Polish teacher, poet, writer, and activist

Wilhelm Przeczek (7 April 1936 – 10 July 2006) was a Polish teacher, poet, writer, and activist. He is considered one of the most important Polish writers of his generation from the region of Trans-Olza.

==Biography==
Przeczek was born on 7 April 1936 in Karviná, to a coal miner's family. He studied at a teachers' seminary in Orlová and then at a college in Prague. He worked as a teacher in Polish schools in Trans-Olza, e.g. in Jablunkov. Przeczek was later briefly a journalist for the Głos Ludu newspaper. He was also an activist within the PZKO (Polish Cultural and Educational Union) and member of many Polish literary organizations.
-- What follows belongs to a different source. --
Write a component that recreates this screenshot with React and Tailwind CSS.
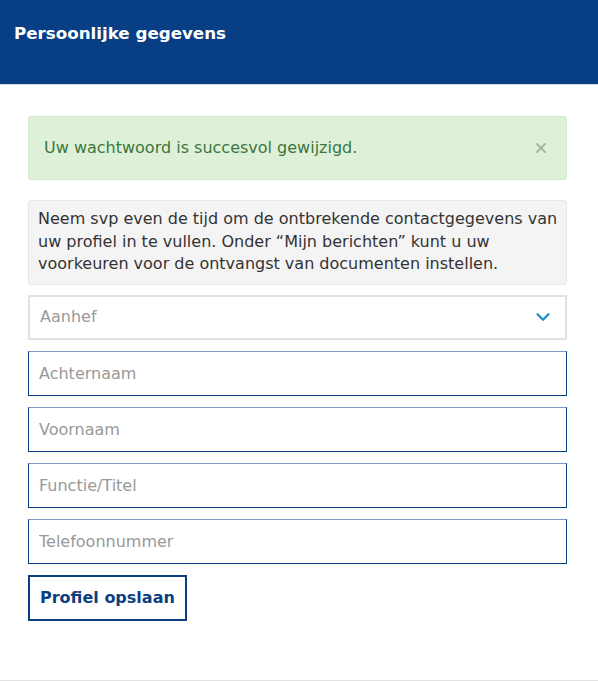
import { ChevronDown, X } from 'lucide-react';

const fields = ['Achternaam', 'Voornaam', 'Functie/Titel', 'Telefoonnummer'];

export default function App() {
  return (
    <div className="min-h-[681px] flex flex-col bg-white font-['DejaVu_Sans',Verdana,sans-serif] border-b border-[#e2e2e2]">
      {/* Header */}
      <header className="h-[85px] bg-[#083f84] border-b border-[#d6dde8] px-[14px] pt-[21px]">
        <h1 className="text-white text-[16.7px] font-bold">Persoonlijke gegevens</h1>
      </header>

      <main className="ml-[28px] w-[539px] pt-[31px] flex flex-col">
        {/* Success alert */}
        <div className="h-[64px] flex items-center justify-between bg-[#dff0d8] border border-[#d0e9c6] rounded-[3px] pl-[15px] pr-[17px]">
          <p className="text-[#3c763d] text-[16px]">Uw wachtwoord is succesvol gewijzigd.</p>
          <X size={16} strokeWidth={3} className="text-[#a5b9a0]" />
        </div>

        {/* Info */}
        <div className="mt-[20px] bg-[#f4f4f4] border border-[#e6e6e6] rounded-[3px] pl-[9px] pr-[3px] pt-[7px] pb-[8px]">
          <p className="text-[#333] text-[16px] leading-[22.5px]">
            Neem svp even de tijd om de ontbrekende contactgegevens van uw profiel in te vullen. Onder “Mijn berichten” kunt u uw voorkeuren voor de ontvangst van documenten instellen.
          </p>
        </div>

        {/* Form */}
        <div className="mt-[10px] flex flex-col gap-[11px]">
          <div className="h-[45px] flex items-center justify-between border-2 border-[#e2e2e2] pl-[10px] pr-[11px]">
            <span className="text-[#999] text-[16px]">Aanhef</span>
            <ChevronDown size={22} strokeWidth={2.5} className="text-[#1f8bd1]" />
          </div>
          {fields.map((f) => (
            <input
              key={f}
              placeholder={f}
              className="h-[45px] px-[10px] text-[16px] text-[#333] placeholder:text-[#999] border border-[#0b3f80] border-t-[#7d99bf] outline-none"
            />
          ))}
          <button className="self-start h-[46px] px-[10px] border-2 border-[#0b3f80] text-[#0b3f80] text-[16px] font-bold">
            Profiel opslaan
          </button>
        </div>
      </main>
    </div>
  );
}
Przeczek also translated Czech, Slovak and Sorbian poetry to Polish and Polish poetry into Czech.

During the Prague Spring of 1968, Przeczek supported the reformist wing of the Communist Party of Czechoslovakia. His stances led to ban of his works from 1969 to 1989 in Czechoslovakia. His books were therefore published mainly in Poland.

==Works==

===Poetry===

- Czarna calizna (1978)
- Wpisane w Beskid (1980)
- Śmierć pomysłu poetyckiego (1981)
- Szumne podszepty (1982)
- Księga Urodzaju (1986)
- Nauka wierności (1986)
- Tercet (1986)
- Przeczucie kształtu (1989)
- Notatnik liryczny (1990)
- Rękopisy nie płoną (1990)
- Promlčený počet štěstí (1991)
- Dym za paznokciami (1992)
- Na ubitej ziemi (1994)
- Mapa białych plam (1995)
- Małe nocne modlitwy (1996)
- Intimní bedeker (1998)
- Smak wyciszenia (1999)
- Stoletý kalendář (2001)

===Prose===
- Skrzyżowanie (1969) (together with Władysław Sikora)
- Břečťan a jiné strašidelné povídky (1992)
- Kazinkowe granie (1994)
- Bienále pivní pěny (1996)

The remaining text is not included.